On the financial side things are going well and I'm doing more than fine for my needs right now and its nice to have some play money. School is frustrating me because I have a future in the company I work for but my major is too complex for the job. I could "dumb" down my major to communications or something like that and work just fine for the company. Instead I ride out this Psych major because I don't know if the typical corporate environment is whats best for me. I like the idea of being a teacher or owning my own business but I know I can make six figures climbing the corporate ladder. The problem with that idea is risking the ladder falling and me with it whereas if I work my own business or as a professor there is more stability in my mind.

The 3rd factor is relationships. Girls are really funny to me at school here. I'm not the dating around type. Its just not the way I was raised and I tried it once and it got me into nothing but trouble. So I debate even going out on dates because of my past experiences. Its so hard to just risk it all again. Once you've gone from love to nothing its hard because you want love so much again in your life. Yea I know its the sappy emotionalist in me but what can I say. Anywhos I wish girls would just say their intentions. Much easier...
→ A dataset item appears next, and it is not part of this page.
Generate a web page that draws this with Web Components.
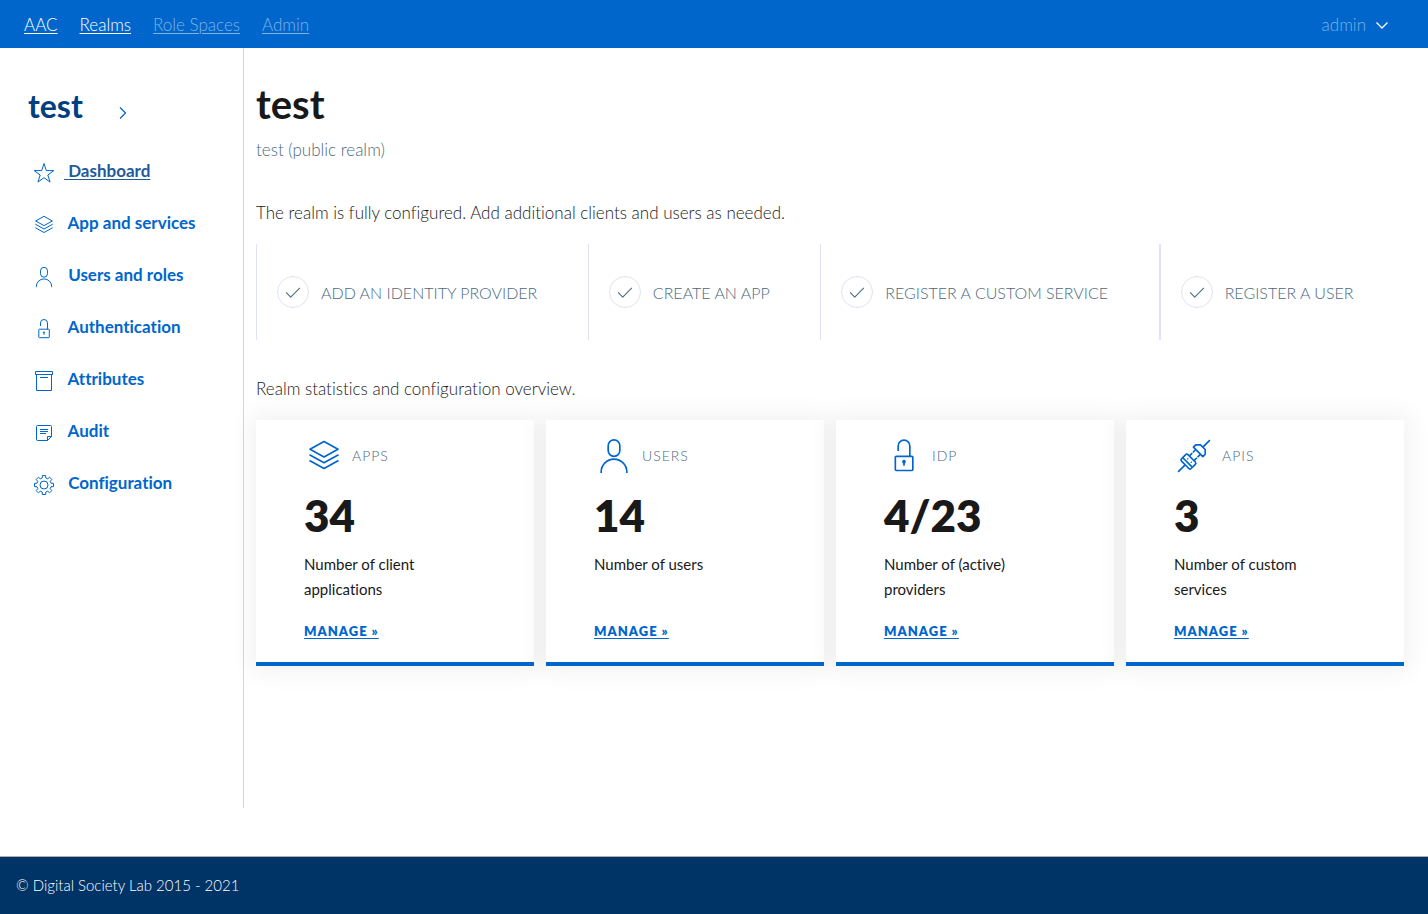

Okay there's a party starting up at my house and I guess I should be out there instead of in my room blogging away to "How's it going to be" by third eye blind

-Salem

Working it out...

Blog-

So here's the first of maybe many vents to the blogging community. Life is fun and all the stuff that it throws out at you. I get so frustrated with certain aspects and recently its been work. Whenever I have a deep down inside issue I never let anyone know and I never let it get out. That's just the type of person I am and it will never change. My ex of 16 months already tried and it never truly worked. So for the past 3 months at work I have acted like everything is going great when really deep down inside I'm troubled with quite a bit. My dilemma is that I don't trust my boss to be confidential, a lot of issues are about his wife and her role at work, and the fact that I've gotten betrayed in the past. I don't trust my boss because he used to be my boss, then I got promoted so we were co workers and then he was promoted again to my boss so its really tough to let him be that again after we became friends. I feel like I know more about my job than he does and he tells me that I do. I'm never the best person at work in their (all the boss') minds yet I never get feedback for how to improve. Just that I'm doing awesome and I'm one of the best performers yet never the best and never feedback on how to get there. The only reason that has ever been given is because of the length of my performance in my current role. That could make complete sense except the boss' wife has been in her similar position for less amount of time yet she is technically better than me. I feel like I've gotten betrayed because he wasn't honest with me about things because that can't be an honest reason. Its giving feedback for the sake of feedback but not being honest in my mind. The other reason that I feel like I've gotten betrayed is because I was offered a move to a better department and was told that it was my position if I wanted it because I was the best he had working for him but I wanted to be fair to everyone else and interview. None the less there were no interviews and the position and it was appointed to everyone else and I was told the reason I didn't get the position was because it was better for the company to leave me where I was. So in my mind they didn't have my best interest in mind. So if the company isn't looking out for me then I must look out for myself. I'm not the only one who feels like this at work and its frustrating to all of us because we're scared to go to management in fear of retribution and lack of raises, promotions,etcetera.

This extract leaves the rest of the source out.